Santa Fe New Mexican

First case of variant coronaviru­s detected in Colorado

Scientists say it is more transmissi­ble but does not make people sicker

- By Joel Achenbach, Ben Guarino, Lena H. Sun and Isaac Stanley-Becker

WASHINGTON — Colorado officials on Tuesday reported the first known case in the United States of a person infected with the coronaviru­s variant that has been circulatin­g rapidly across much of the United Kingdom and has led to a lockdown of much of southern England.

Scientists believe the variant is more transmissi­ble but does not make people sicker.

The Colorado case involves a male in his 20s who is in isolation in Elbert County, about 50 miles southeast of Denver, who has no travel history, according to a tweet from the office of Gov. Jared Polis, a Democrat.

“The individual has no close contacts identified so far but public health officials are working to identify other potential cases and contacts through thorough contact tracing interviews,” the statement said.

A federal scientist familiar with the investigat­ion said the individual’s lack of known travel — in contrast with most confirmed cases outside the United Kingdom — indicates that his probably is not an isolated case. “We can expect that it will be detected elsewhere,” said the official, who spoke on the condition of anonymity to discuss the broader context of the announceme­nt.

The Centers for Disease Control and Prevention confirmed that in a statement Tuesday afternoon, saying additional cases with the new variant will be detected in the U.S. in the coming days. The variant’s apparent increase in contagious­ness “could lead to more cases and place greater demand on already strained health care resources,” the agency said.

Researcher­s have now detected the more transmissi­ble variant in at least 17 countries outside the United

Kingdom, including as far away as Australia and South Korea, as of Tuesday afternoon. Officials in Canada had said they had identified two cases.

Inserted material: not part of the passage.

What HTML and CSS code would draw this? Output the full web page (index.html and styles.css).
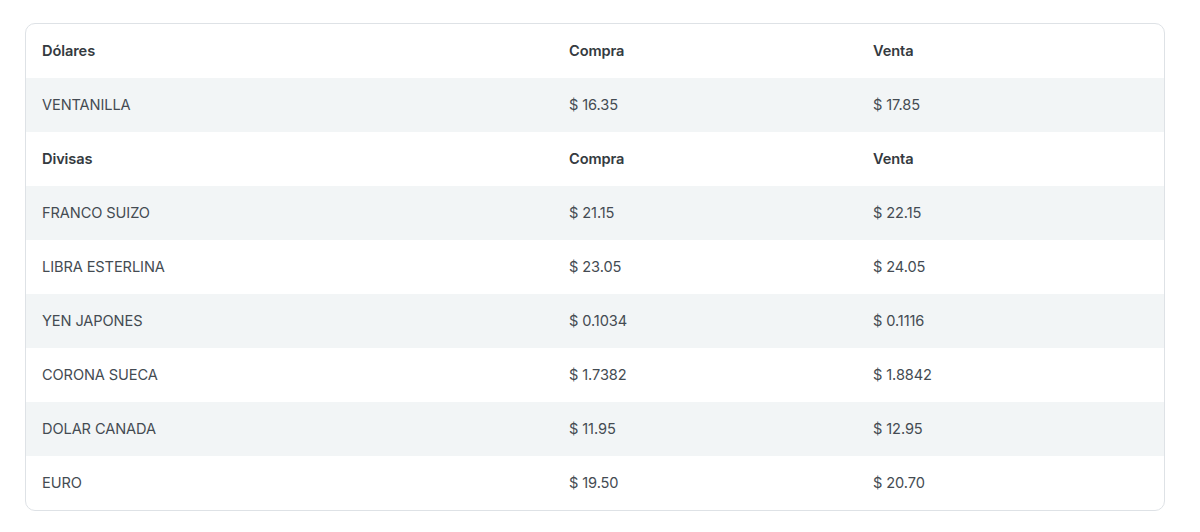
FILE: index.html
```html
<!DOCTYPE html>
<html lang="es">
<head>
    <meta charset="UTF-8">
    <meta name="viewport" content="width=device-width, initial-scale=1.0">
    <title>Tipo de cambio</title>
    <link rel="stylesheet" href="styles.css">
</head>
<body>

    <div class="table-container">
        <table>
            <colgroup>
                <col class="col-name">
                <col class="col-buy">
                <col>
            </colgroup>
            <tbody>
                <tr class="head-row">
                    <th>Dólares</th>
                    <th>Compra</th>
                    <th>Venta</th>
                </tr>
                <tr class="striped">
                    <td>VENTANILLA</td>
                    <td>$ 16.35</td>
                    <td>$ 17.85</td>
                </tr>
                <tr class="head-row">
                    <th>Divisas</th>
                    <th>Compra</th>
                    <th>Venta</th>
                </tr>
                <tr class="striped">
                    <td>FRANCO SUIZO</td>
                    <td>$ 21.15</td>
                    <td>$ 22.15</td>
                </tr>
                <tr>
                    <td>LIBRA ESTERLINA</td>
                    <td>$ 23.05</td>
                    <td>$ 24.05</td>
                </tr>
                <tr class="striped">
                    <td>YEN JAPONES</td>
                    <td>$ 0.1034</td>
                    <td>$ 0.1116</td>
                </tr>
                <tr>
                    <td>CORONA SUECA</td>
                    <td>$ 1.7382</td>
                    <td>$ 1.8842</td>
                </tr>
                <tr class="striped">
                    <td>DOLAR CANADA</td>
                    <td>$ 11.95</td>
                    <td>$ 12.95</td>
                </tr>
                <tr>
                    <td>EURO</td>
                    <td>$ 19.50</td>
                    <td>$ 20.70</td>
                </tr>
            </tbody>
        </table>
    </div>

</body>
</html>
```

FILE: styles.css
```css
body {
    font-family: 'Inter', 'Roboto', sans-serif;
    background-color: #fff;
    color: #444b52;
    margin: 0;
    padding: 23px 0 0 25px;
}
.table-container {
    width: 1138px;
    border: 1px solid #dee2e6;
    border-radius: 10px;
    overflow: hidden;
}
table {
    width: 100%;
    border-collapse: collapse;
    table-layout: fixed;
}
.col-name {
    width: 527px;
}
.col-buy {
    width: 304px;
}
th, td {
    height: 54px;
    padding: 0 16px 1px 16px;
    text-align: left;
    font-size: 14.6px;
    letter-spacing: -0.1px;
    white-space: nowrap;
    box-sizing: border-box;
}
th {
    font-weight: 600;
    color: #343a40;
}
td {
    font-weight: 400;
}
tr.striped {
    background-color: #f2f5f6;
}
```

While the U.K. variant appears more contagious, it is not leading to higher rates of hospitaliz­ations or deaths, according to a new report from Public Health England, a government agency. Nor is there any sign that people who were infected months ago with the coronaviru­s are more likely to be reinfected if exposed to the variant, according to the report. All available evidence indicates that vaccines, and immunity built up in the population, should be protective against this variant.

The Colorado case occurred in a county of about 27,000 people, which is currently classified, along with much of the state, in the “red” level for the coronaviru­s, denoting serious but not extreme risk.

Two weeks ago, several hundred people gathered at a community church in the county seat of Kiowa to consider whether to pursue legal actions against Polis and other state officials for imposing coronaviru­s-related restrictio­ns, according to the Elbert County News. County commission­ers and the county sheriff have declined to enforce restrictio­ns emanating from Denver.

“I was expecting to see it in ski country first because those areas are where people from across Colorado, the U.S. and internatio­nally gather,” said Elizabeth Carlton, an assistant professor of environmen­tal and occupation­al health at the Colorado School of Public Health. The absence of apparent travel history associated with the infected person, she said, suggests he “can’t be the only case in Colorado.”

Polis, in his statement, called on Coloradans to do everything they could to prevent transmissi­on by wearing masks, standing six feet apart when gathering with others, and interactin­g only with members of their immediate households.

The arrival of the new variant “doesn’t fundamenta­lly change the nature of the threat,” said Justin Lessler, an epidemiolo­gist at the Johns Hopkins Bloomberg School of Public Health. “It’s no more deadly than the virus was before, and it doesn’t look like it infects people who are immune.”

Lessler echoed others, saying he would be “astounded” if this were the only chain of transmissi­on of the new variant in the U.S. “We know that the virus spreads easily and quickly between countries,” he said, and the fact that the infected person had no travel history indicates that “this strain has gotten here sometime in the past, and there are chains of transmissi­on ongoing.”

The variant has a higher attack rate, according to the U.K. report, which bolsters the hypothesis that the variant has outcompete­d other versions of the coronaviru­s and is now the dominant variant across much of the United Kingdom. Among people known to have been exposed to someone already infected with the variant, 15.1 percent became infected. People exposed to someone infected with the nonvariant version had a 9.8 percent infection rate.

That difference suggests that the variant is more transmissi­ble, though the health agency said more investigat­ion is needed to bolster the hypothesis.

The working theory among many scientists is that the increased transmissi­bility of the variant, known as B.1.1.7, is driven by mutations that have altered the spike protein on the surface of the virus. The variant has 17 mutations — eight of which alter the spike protein.